STATED PROBLEM: Your job is to retype all of the data word for word, leaving every image out.

INFORMATION SUPPLIED:
(begin)
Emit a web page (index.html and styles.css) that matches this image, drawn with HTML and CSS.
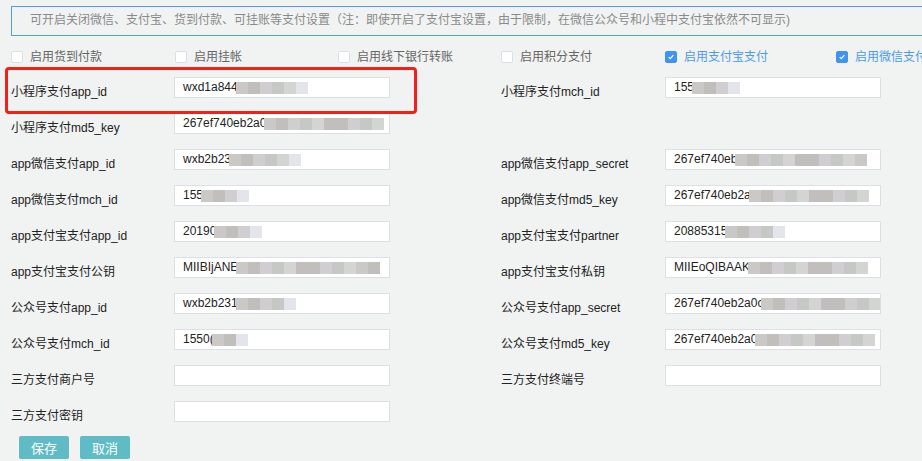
FILE: index.html
```html
<!DOCTYPE html>
<html lang="zh">
<head>
<meta charset="utf-8">
<title>支付设置</title>
<link rel="stylesheet" href="styles.css">
</head>
<body>
<div class="page">
  <div class="notice">可开启关闭微信、支付宝、货到付款、可挂账等支付设置（注：即使开启了支付宝设置，由于限制，在微信公众号和小程中支付宝依然不可显示)</div>

  <div class="checks">
    <label class="chk"><span class="box"></span>启用货到付款</label>
    <label class="chk"><span class="box"></span>启用挂帐</label>
    <label class="chk"><span class="box"></span>启用线下银行转账</label>
    <label class="chk"><span class="box"></span>启用积分支付</label>
    <label class="chk on"><span class="box"><svg viewBox="0 0 12 12"><path d="M3.2 6.2 L5.2 8 L8.8 3.8" fill="none" stroke="#fff" stroke-width="1.4"/></svg></span>启用支付宝支付</label>
    <label class="chk on"><span class="box"><svg viewBox="0 0 12 12"><path d="M3.2 6.2 L5.2 8 L8.8 3.8" fill="none" stroke="#fff" stroke-width="1.4"/></svg></span>启用微信支付</label>
  </div>

  <div class="form">
    <div class="lbl">小程序支付app_id</div>
    <div class="field">wxd1a844<span class="m"><i></i><i></i><i></i><i></i><i></i><i class="lt"></i></span></div>
    <div class="gap"></div>
    <div class="lbl">小程序支付mch_id</div>
    <div class="field">155<span class="m"><i></i><i></i><i></i><i class="lt"></i></span></div>

    <div class="lbl">小程序支付md5_key</div>
    <div class="field">267ef740eb2a0<span class="m"><i></i><i></i><i></i><i></i><i></i><i></i><i></i><i></i><i></i><i></i></span></div>
    <div class="gap"></div>
    <div class="lbl"></div>
    <div class="empty"></div>

    <div class="lbl">app微信支付app_id</div>
    <div class="field">wxb2b23<span class="m"><i></i><i></i><i></i><i></i><i></i><i class="lt"></i></span></div>
    <div class="gap"></div>
    <div class="lbl">app微信支付app_secret</div>
    <div class="field">267ef740eb<span class="m"><i></i><i></i><i></i><i></i><i></i><i></i><i></i><i></i><i></i><i></i><i></i></span></div>

    <div class="lbl">app微信支付mch_id</div>
    <div class="field">155<span class="m"><i></i><i></i><i></i><i class="lt"></i></span></div>
    <div class="gap"></div>
    <div class="lbl">app微信支付md5_key</div>
    <div class="field">267ef740eb2a<span class="m"><i></i><i></i><i></i><i></i><i></i><i></i><i></i><i></i><i></i><i></i></span></div>

    <div class="lbl">app支付宝支付app_id</div>
    <div class="field">20190<span class="m"><i></i><i></i><i></i><i class="lt"></i></span></div>
    <div class="gap"></div>
    <div class="lbl">app支付宝支付partner</div>
    <div class="field">20885315<span class="m"><i></i><i></i><i></i><i></i><i class="lt"></i></span></div>

    <div class="lbl">app支付宝支付公钥</div>
    <div class="field">MIIBIjANE<span class="m"><i></i><i></i><i></i><i></i><i></i><i></i><i></i><i></i><i></i><i></i><i></i><i></i></span></div>
    <div class="gap"></div>
    <div class="lbl">app支付宝支付私钥</div>
    <div class="field">MIIEoQIBAAK<span class="m"><i></i><i></i><i></i><i></i><i></i><i></i><i></i><i></i><i></i><i></i></span></div>

    <div class="lbl">公众号支付app_id</div>
    <div class="field">wxb2b231<span class="m"><i></i><i></i><i></i><i></i><i class="lt"></i></span></div>
    <div class="gap"></div>
    <div class="lbl">公众号支付app_secret</div>
    <div class="field">267ef740eb2a0c<span class="m"><i></i><i></i><i></i><i></i><i></i><i></i><i></i><i></i><i></i><i></i></span></div>

    <div class="lbl">公众号支付mch_id</div>
    <div class="field">1550(<span class="m"><i></i><i></i><i class="lt"></i></span></div>
    <div class="gap"></div>
    <div class="lbl">公众号支付md5_key</div>
    <div class="field">267ef740eb2a0<span class="m"><i></i><i></i><i></i><i></i><i></i><i></i><i></i><i></i><i></i><i></i></span></div>

    <div class="lbl">三方支付商户号</div>
    <div class="field"></div>
    <div class="gap"></div>
    <div class="lbl">三方支付终端号</div>
    <div class="field"></div>

    <div class="lbl">三方支付密钥</div>
    <div class="field"></div>
    <div class="gap"></div>
    <div class="lbl"></div>
    <div class="empty"></div>
  </div>

  <div class="actions">
    <button class="btn">保存</button>
    <button class="btn">取消</button>
  </div>

  <div class="highlight"></div>
</div>
</body>
</html>
```

FILE: styles.css
```css
* { box-sizing: border-box; }
html, body {
  margin: 0;
  padding: 0;
  background: #f1f2f2;
  overflow: hidden;
}
body {
  width: 922px;
  height: 461px;
  font-family: "Liberation Sans", "Noto Sans CJK SC", sans-serif;
  font-size: 12px;
  color: #222;
}
.page {
  position: relative;
  padding: 6px 0 0 11px;
}
.notice {
  height: 30px;
  width: 960px;
  border: 1px solid #4d9ff2;
  background: #f1f2f2;
  color: #8a8a8a;
  font-size: 12px;
  line-height: 27px;
  padding-left: 18px;
  white-space: nowrap;
}
.checks {
  display: grid;
  grid-template-columns: 164px 163px 163px 164px 171px 164px;
  margin-top: 13px;
  height: 15px;
  white-space: nowrap;
}
.chk {
  display: flex;
  align-items: center;
  color: #666;
  font-size: 12px;
  line-height: 14px;
}
.chk.on { color: #4a9af2; }
.box {
  width: 12px;
  height: 12px;
  border: 1px solid #dcdfe6;
  border-radius: 2px;
  background: #fff;
  margin-right: 7px;
  display: inline-flex;
}
.chk.on .box {
  background: #3f93f3;
  border-color: #3f93f3;
}
.box svg { width: 10px; height: 10px; }

.form {
  display: grid;
  grid-template-columns: 163px 216px 111px 164px 216px;
  grid-auto-rows: 36px;
  margin-top: 13px;
}
.lbl {
  padding-top: 7px;
  line-height: 16px;
  color: #222;
  white-space: nowrap;
}
.field {
  height: 21px;
  border: 1px solid #dcdfe6;
  background: #fff;
  padding-left: 8px;
  line-height: 19px;
  color: #222;
  white-space: nowrap;
  display: flex;
  align-items: center;
  overflow: hidden;
}
.m {
  display: inline-flex;
  height: 12px;
  margin-left: -2px;
}
.m i {
  display: block;
  width: 12px;
  height: 12px;
  background: #c6c6c4;
}
.m i:nth-child(5n+1) { background: #cbc8c8; }
.m i:nth-child(5n+2) { background: #c0bfbc; }
.m i:nth-child(5n+3) { background: #d1ced2; }
.m i:nth-child(5n+4) { background: #c6c8c6; }
.m i:nth-child(5n+5) { background: #d4d4d2; }
.m i:nth-child(7n+6) { background: #c2bdbf; }
.m i.lt { background: #e4e5ea; }

.actions {
  display: flex;
  gap: 11px;
  padding-left: 8px;
  margin-top: -1px;
}
.btn {
  width: 50px;
  height: 23px;
  border: none;
  border-radius: 2px;
  background: #5fbcc7;
  color: #fff;
  font-family: "Liberation Sans", "Noto Sans CJK SC", sans-serif;
  font-size: 13px;
  padding: 0;
}
.highlight {
  position: absolute;
  left: 5px;
  top: 67px;
  width: 412px;
  height: 47px;
  border: 3px solid #f51f17;
  border-radius: 4px;
}
```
(end)
CORRECT ANSWER:
Emit a web page (index.html and styles.css) that matches this image, drawn with HTML and CSS.
FILE: index.html
```html
<!DOCTYPE html>
<html lang="zh">
<head>
<meta charset="utf-8">
<title>支付设置</title>
<link rel="stylesheet" href="styles.css">
</head>
<body>
<div class="page">
  <div class="notice">可开启关闭微信、支付宝、货到付款、可挂账等支付设置（注：即使开启了支付宝设置，由于限制，在微信公众号和小程中支付宝依然不可显示)</div>

  <div class="checks">
    <label class="chk"><span class="box"></span>启用货到付款</label>
    <label class="chk"><span class="box"></span>启用挂帐</label>
    <label class="chk"><span class="box"></span>启用线下银行转账</label>
    <label class="chk"><span class="box"></span>启用积分支付</label>
    <label class="chk on"><span class="box"><svg viewBox="0 0 12 12"><path d="M3.2 6.2 L5.2 8 L8.8 3.8" fill="none" stroke="#fff" stroke-width="1.4"/></svg></span>启用支付宝支付</label>
    <label class="chk on"><span class="box"><svg viewBox="0 0 12 12"><path d="M3.2 6.2 L5.2 8 L8.8 3.8" fill="none" stroke="#fff" stroke-width="1.4"/></svg></span>启用微信支付</label>
  </div>

  <div class="form">
    <div class="lbl">小程序支付app_id</div>
    <div class="field">wxd1a844<span class="m"><i></i><i></i><i></i><i></i><i></i><i class="lt"></i></span></div>
    <div class="gap"></div>
    <div class="lbl">小程序支付mch_id</div>
    <div class="field">155<span class="m"><i></i><i></i><i></i><i class="lt"></i></span></div>

    <div class="lbl">小程序支付md5_key</div>
    <div class="field">267ef740eb2a0<span class="m"><i></i><i></i><i></i><i></i><i></i><i></i><i></i><i></i><i></i><i></i></span></div>
    <div class="gap"></div>
    <div class="lbl"></div>
    <div class="empty"></div>

    <div class="lbl">app微信支付app_id</div>
    <div class="field">wxb2b23<span class="m"><i></i><i></i><i></i><i></i><i></i><i class="lt"></i></span></div>
    <div class="gap"></div>
    <div class="lbl">app微信支付app_secret</div>
    <div class="field">267ef740eb<span class="m"><i></i><i></i><i></i><i></i><i></i><i></i><i></i><i></i><i></i><i></i><i></i></span></div>

    <div class="lbl">app微信支付mch_id</div>
    <div class="field">155<span class="m"><i></i><i></i><i></i><i class="lt"></i></span></div>
    <div class="gap"></div>
    <div class="lbl">app微信支付md5_key</div>
    <div class="field">267ef740eb2a<span class="m"><i></i><i></i><i></i><i></i><i></i><i></i><i></i><i></i><i></i><i></i></span></div>

    <div class="lbl">app支付宝支付app_id</div>
    <div class="field">20190<span class="m"><i></i><i></i><i></i><i class="lt"></i></span></div>
    <div class="gap"></div>
    <div class="lbl">app支付宝支付partner</div>
    <div class="field">20885315<span class="m"><i></i><i></i><i></i><i></i><i class="lt"></i></span></div>

    <div class="lbl">app支付宝支付公钥</div>
    <div class="field">MIIBIjANE<span class="m"><i></i><i></i><i></i><i></i><i></i><i></i><i></i><i></i><i></i><i></i><i></i><i></i></span></div>
    <div class="gap"></div>
    <div class="lbl">app支付宝支付私钥</div>
    <div class="field">MIIEoQIBAAK<span class="m"><i></i><i></i><i></i><i></i><i></i><i></i><i></i><i></i><i></i><i></i></span></div>

    <div class="lbl">公众号支付app_id</div>
    <div class="field">wxb2b231<span class="m"><i></i><i></i><i></i><i></i><i class="lt"></i></span></div>
    <div class="gap"></div>
    <div class="lbl">公众号支付app_secret</div>
    <div class="field">267ef740eb2a0c<span class="m"><i></i><i></i><i></i><i></i><i></i><i></i><i></i><i></i><i></i><i></i></span></div>

    <div class="lbl">公众号支付mch_id</div>
    <div class="field">1550(<span class="m"><i></i><i></i><i class="lt"></i></span></div>
    <div class="gap"></div>
    <div class="lbl">公众号支付md5_key</div>
    <div class="field">267ef740eb2a0<span class="m"><i></i><i></i><i></i><i></i><i></i><i></i><i></i><i></i><i></i><i></i></span></div>

    <div class="lbl">三方支付商户号</div>
    <div class="field"></div>
    <div class="gap"></div>
    <div class="lbl">三方支付终端号</div>
    <div class="field"></div>

    <div class="lbl">三方支付密钥</div>
    <div class="field"></div>
    <div class="gap"></div>
    <div class="lbl"></div>
    <div class="empty"></div>
  </div>

  <div class="actions">
    <button class="btn">保存</button>
    <button class="btn">取消</button>
  </div>

  <div class="highlight"></div>
</div>
</body>
</html>
```

FILE: styles.css
```css
* { box-sizing: border-box; }
html, body {
  margin: 0;
  padding: 0;
  background: #f1f2f2;
  overflow: hidden;
}
body {
  width: 922px;
  height: 461px;
  font-family: "Liberation Sans", "Noto Sans CJK SC", sans-serif;
  font-size: 12px;
  color: #222;
}
.page {
  position: relative;
  padding: 6px 0 0 11px;
}
.notice {
  height: 30px;
  width: 960px;
  border: 1px solid #4d9ff2;
  background: #f1f2f2;
  color: #8a8a8a;
  font-size: 12px;
  line-height: 27px;
  padding-left: 18px;
  white-space: nowrap;
}
.checks {
  display: grid;
  grid-template-columns: 164px 163px 163px 164px 171px 164px;
  margin-top: 13px;
  height: 15px;
  white-space: nowrap;
}
.chk {
  display: flex;
  align-items: center;
  color: #666;
  font-size: 12px;
  line-height: 14px;
}
.chk.on { color: #4a9af2; }
.box {
  width: 12px;
  height: 12px;
  border: 1px solid #dcdfe6;
  border-radius: 2px;
  background: #fff;
  margin-right: 7px;
  display: inline-flex;
}
.chk.on .box {
  background: #3f93f3;
  border-color: #3f93f3;
}
.box svg { width: 10px; height: 10px; }

.form {
  display: grid;
  grid-template-columns: 163px 216px 111px 164px 216px;
  grid-auto-rows: 36px;
  margin-top: 13px;
}
.lbl {
  padding-top: 7px;
  line-height: 16px;
  color: #222;
  white-space: nowrap;
}
.field {
  height: 21px;
  border: 1px solid #dcdfe6;
  background: #fff;
  padding-left: 8px;
  line-height: 19px;
  color: #222;
  white-space: nowrap;
  display: flex;
  align-items: center;
  overflow: hidden;
}
.m {
  display: inline-flex;
  height: 12px;
  margin-left: -2px;
}
.m i {
  display: block;
  width: 12px;
  height: 12px;
  background: #c6c6c4;
}
.m i:nth-child(5n+1) { background: #cbc8c8; }
.m i:nth-child(5n+2) { background: #c0bfbc; }
.m i:nth-child(5n+3) { background: #d1ced2; }
.m i:nth-child(5n+4) { background: #c6c8c6; }
.m i:nth-child(5n+5) { background: #d4d4d2; }
.m i:nth-child(7n+6) { background: #c2bdbf; }
.m i.lt { background: #e4e5ea; }

.actions {
  display: flex;
  gap: 11px;
  padding-left: 8px;
  margin-top: -1px;
}
.btn {
  width: 50px;
  height: 23px;
  border: none;
  border-radius: 2px;
  background: #5fbcc7;
  color: #fff;
  font-family: "Liberation Sans", "Noto Sans CJK SC", sans-serif;
  font-size: 13px;
  padding: 0;
}
.highlight {
  position: absolute;
  left: 5px;
  top: 67px;
  width: 412px;
  height: 47px;
  border: 3px solid #f51f17;
  border-radius: 4px;
}
```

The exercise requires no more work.